Dear Graham Smith in Massachusetts,
In my effort to help you with your fourth grade project on the state of Virginia, my column on Tuesday ended by noting there is lots that’s “weird” and “wonderful” about this commonwealth.
Regrettably, I ran out of space after I got done listing the weird, (except for the landmark Texas Tavern restaurant in Roanoke, which of course is wonderful).
So here is a postscript about lots of good stuff.
We will start with the Blue Ridge Parkway, a gorgeous ribbon of asphalt that grazes the beautiful mountaintops of the southern Appalachians. It’s the most wonderful road I’ve ever bicycled on. Alas, it’s open to flatfooted drivers in cars and RVs, too.
The parkway has scores of scenic views and overlooks, and it’s only five miles from downtown Roanoke. It’s also a national park that draws 20 million visitors a year; of those 3 million are schoolchildren.
It is 469 miles long, and 217 of those miles are in the outstanding commonwealth of Virginia (the rest is in western North Carolina, which we Virginians look down upon).
There isn’t one permanent stoplight or stop sign for that entire distance, and that is remarkable, if you despise stop signs and stop lights like I do.
The Appalachian Trail is another national park that stretches from Georgia to Maine. It’s 2,178 miles long. Of that, 544 miles are in the incredible commonwealth of Virginia (and 90 miles are in western Massachusetts).
McAfee’s Knob, which you can see from Roanoke, is reputedly the most photographed vista along the entire trail.
The trail is only about 10 miles from downtown, which means that we Roanokers cross paths with a fair number of interesting through-hikers — the people who walk the entire distance.
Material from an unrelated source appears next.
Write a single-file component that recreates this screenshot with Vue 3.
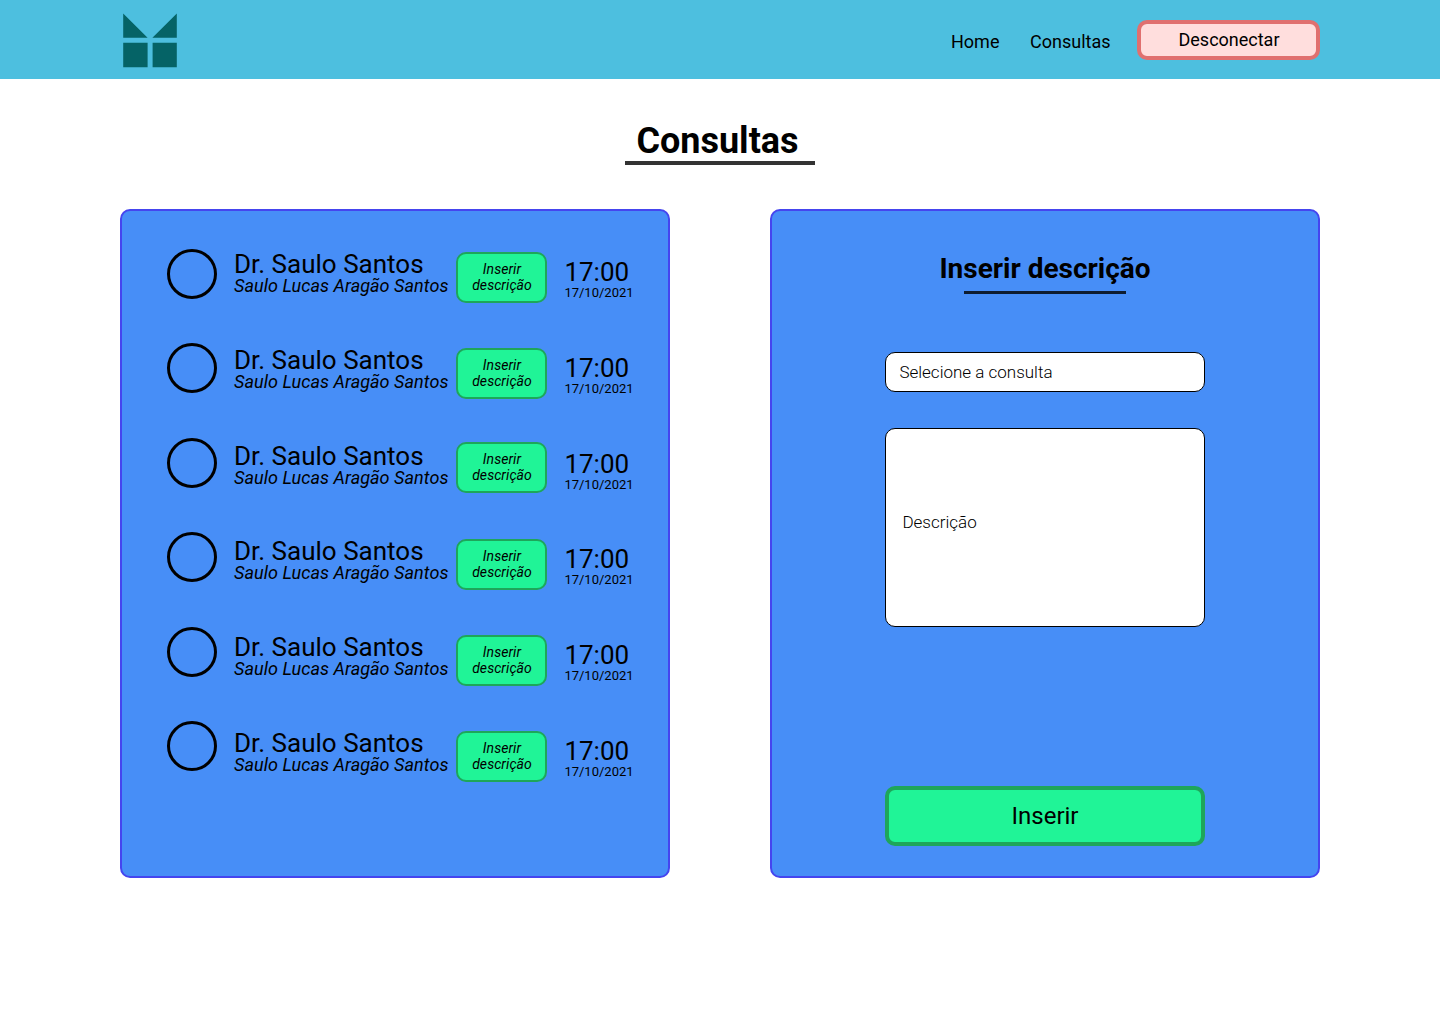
<script setup>
const consultas = Array.from({ length: 6 }, (_, id) => ({
  id,
  medico: 'Dr. Saulo Santos',
  paciente: 'Saulo Lucas Aragão Santos',
  hora: '17:00',
  data: '17/10/2021',
}))
</script>

<template>
  <div class="page">
    <header class="topbar">
      <svg class="logo" width="54" height="55" viewBox="0 0 54 55" aria-hidden="true">
        <path d="M.2 .5V24.7H24.6ZM53.8 .5V24.7H29.4ZM.2 29.7H24.6V54.3H.2ZM29.6 29.7H53.8V54.3H29.6Z" />
      </svg>
      <nav class="nav">
        <a class="link home">Home</a>
        <a class="link">Consultas</a>
        <button class="logout">Desconectar</button>
      </nav>
    </header>

    <h1 class="title"><span>Consultas</span></h1>

    <main class="panels">
      <section class="panel list">
        <div class="avatars">
          <span v-for="c in consultas" :key="c.id" class="avatar"></span>
        </div>
        <div class="names">
          <div v-for="c in consultas" :key="c.id" class="name">
            <div class="doctor">{{ c.medico }}</div>
            <div class="patient">{{ c.paciente }}</div>
          </div>
        </div>
        <div class="actions">
          <button v-for="c in consultas" :key="c.id" class="insert">Inserir<br />descrição</button>
        </div>
        <div class="times">
          <div v-for="c in consultas" :key="c.id" class="time">
            <div class="hour">{{ c.hora }}</div>
            <div class="date">{{ c.data }}</div>
          </div>
        </div>
      </section>

      <section class="panel form">
        <h2 class="subtitle">Inserir descrição</h2>
        <div class="rule"></div>
        <div class="field select">Selecione a consulta</div>
        <div class="field area">Descrição</div>
        <button class="submit">Inserir</button>
      </section>
    </main>
  </div>
</template>

<style>
body {
  margin: 0;
  background: #fff;
}
</style>

<style scoped>
.page {
  width: 1440px;
  height: 1024px;
  overflow: hidden;
  font-family: Roboto, sans-serif;
  color: #000;
}
.page *,
.page {
  box-sizing: border-box;
}
button {
  padding: 0;
  margin: 0;
  font-family: inherit;
  color: inherit;
}
.topbar {
  display: flex;
  justify-content: space-between;
  align-items: flex-start;
  height: 79px;
  padding: 0 120px 0 123px;
  background: #4dbfdf;
}
.logo {
  display: block;
  margin-top: 13px;
  fill: #056366;
}
.nav {
  display: flex;
  align-items: flex-start;
  padding-top: 20px;
}
.link {
  width: 81px;
  margin: 11px 26px 0 0;
  font-size: 18px;
  line-height: 21px;
}
.home {
  width: 49px;
  margin-right: 30px;
}
.logout {
  width: 183px;
  height: 40px;
  padding: 0 0 2px 1px;
  border: 4px solid #e0706f;
  border-radius: 10px;
  background: #ffdedd;
  font-size: 18px;
  line-height: 21px;
}
.title {
  width: 190px;
  height: 45px;
  margin: 41px auto 0;
  padding-right: 5px;
  border-bottom: 4px solid #333;
  font-size: 36px;
  line-height: 42px;
  text-align: center;
}
.panels {
  display: flex;
  justify-content: space-between;
  margin: 44px 120px 0;
}
.panel {
  width: 550px;
  height: 669px;
  border: 2px solid #4545ef;
  border-radius: 10px;
  background: #478ef7;
}
.list {
  display: flex;
  align-items: flex-start;
  padding: 38px 0 0 45px;
}
.avatars,
.names,
.times {
  display: flex;
  flex-direction: column;
  justify-content: space-between;
}
.avatars {
  width: 67px;
  height: 522px;
}
.avatar {
  width: 50px;
  height: 50px;
  border: 3px solid #000;
  border-radius: 50%;
}
.names {
  width: 222px;
  height: 523px;
  margin-top: 2px;
  white-space: nowrap;
}
.doctor {
  font-size: 26px;
  line-height: 26px;
}
.patient {
  font-size: 18px;
  font-style: italic;
  line-height: 18px;
  letter-spacing: 0.06px;
}
.actions {
  display: flex;
  flex-direction: column;
  gap: 45px;
  width: 108.4px;
  margin-top: 3px;
}
.insert {
  width: 91px;
  height: 51px;
  padding: 0 0 2px 1px;
  border: 2px solid #1ea65a;
  border-radius: 10px;
  background: #20f497;
  font-size: 14px;
  font-style: italic;
  line-height: 16px;
  letter-spacing: 0.06px;
}
.insert:nth-child(3) {
  margin-top: -2px;
}
.insert:nth-child(4) {
  margin-top: 1px;
}
.times {
  height: 520px;
  margin-top: 10px;
}
.hour {
  font-size: 26px;
  line-height: 26px;
}
.date {
  font-size: 13px;
  line-height: 15px;
}
.form {
  display: flex;
  flex-direction: column;
  align-items: center;
}
.subtitle {
  margin: 41px 0 0;
  font-size: 28px;
  line-height: 33px;
}
.rule {
  width: 162px;
  height: 3px;
  margin-top: 6px;
  background: #0e1d31;
}
.field {
  display: flex;
  align-items: center;
  width: 320px;
  border: 1px solid #000;
  border-radius: 10px;
  background: #fff;
  font-size: 17px;
  font-weight: 300;
}
.select {
  height: 40px;
  margin-top: 58px;
  padding-left: 13.4px;
}
.area {
  height: 199px;
  margin-top: 36px;
  padding: 0 0 11px 16.4px;
}
.submit {
  width: 320px;
  height: 60px;
  margin-top: 159px;
  border: 4px solid #1ea65a;
  border-radius: 10px;
  background: #20f497;
  font-size: 24px;
  line-height: 28px;
}
</style>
The parkway and the Appalachian Trail are merely two of the amazing outdoor recreation venues you can visit in superb Virginia.
As one of original 13 colonies (like Massachusetts), Virginia is loaded with history.
I’m sure you know that our nation’s first president, George Washington, was a Virginian. So was the third president (Thomas Jefferson), fourth (James Madison); fifth (James Monroe) and four others — the most prominent of those is Woodrow Wilson, No. 28. He created the League of Nations, forerunner to the United Nations.
Considering that this nation has 50 states and there have been only 44 presidents, the fact that eight were Virginia-born is another extraordinary tidbit about our amazing state.
It would be nice if they made Virginia leaders like that nowadays, right? Sadly, there are few except maybe for U.S. Sen. Jim Webb and he doesn’t count because he’s a transplant from Missouri.
There’s one glaring deficiency about Virginia that I will dare mention, even if it does get me in hot water with some Roanoke-area newscasters.
It concerns major league sports. We have no major league pro teams in Virginia. Many of us follow the Washington Redskins, who actually play in Maryland.
So you could say that Virginians are a bit jealous of Massachusetts in that respect, and your Red Sox, Celtics, Patriots and Bruins.
Going to their games is a lot more fun (and economical) than driving to Washington to see the Nationals (which few Virginians will admit to following anyway).
I’d like you to keep in mind that some of your future Red Sox stars are coming from the great state of Virginia.
There is much more to tell you about our wonderful state, but I’m out of room again, so I’ll leave that to able readers of The Roanoke Times. Many of them have informed me they will be sending you their own packages.
All of us wish you, and the other fourth graders in Ms. Collins class at Upham School in Wellesley, the best with your projects.